12. Calico Marble Quarry
On the Maryland shore, just above a channel that bisects Mason Island, is an overnight Hiker-Biker camp adjacent to the canal; in the bluffs beyond is the site of a quarry drawn upon by Benjamin H. Latrobe in rebuilding the Capitol about 1818.

13. Stone Rip-Rap
The stone retaining wall was built by the C&O Canal Company to prevent bank erosion. Along much of Mason Island the canal towpath and ditch are just uphill from the river.

14. White’s Ferry
The last working ferry on the Potomac River, it is now the only Potomac crossing in the 40 miles between Cabin John and Point of Rocks.

15. Harrison Island
This large floodplain island is still farmed. Take the channel on the Virginia side.

16. Ball’s Bluff
Just before reaching the head of a small island close to Harrison Island, look for the mouth of a small stream on the Virginia shore: it has built a muddy delta where, in summer, much debris is often left by fishermen. From here, a trail runs inland and up a steep sandstone bluff to the Ball’s Bluff National Cemetery, about a five minute walk from the river.

Just below Ball’s Bluff is a fish weir, still in a perfect “V” thought by some archeologists to be several thousand years old.

17. Goose Creek
After passing Harrison Island paddle down the Virginia shore another two miles to the mouth of Goose Creek, a major tributary that drains a large watershed in Loudoun County.

18. Edwards’s Ferry
The “lower” ferry connecting Poolesville and River Road to Leesburg, this was – like White’s Ferry – an important storage and shipping point for local farmers. At the canal is Lock 25 and the locktender’s house, and just below, the ruins of a former store. A few hundred yards below the store are the two “guard locks” that gave grain boats access to the canal.

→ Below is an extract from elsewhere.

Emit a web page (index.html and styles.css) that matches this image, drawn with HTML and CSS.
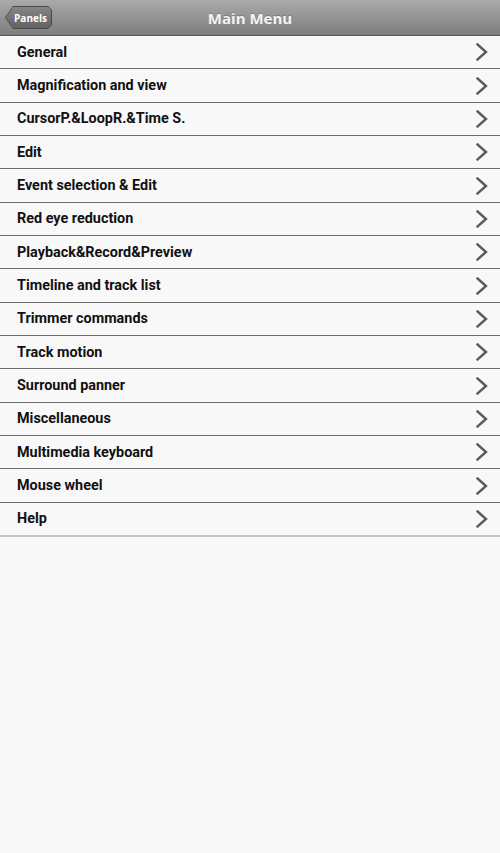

Edward’s Ferry is the take-out point. Today the weedy, isolated river bottom gives little hint of its days as an important crossroads – too far from the railroad and major highways, its end was signaled when the C&O Canal closed in 1924. Ferry operations ceased in 1936, and fire and the 1972 flood claimed the remaining summer cottages and fishing camps.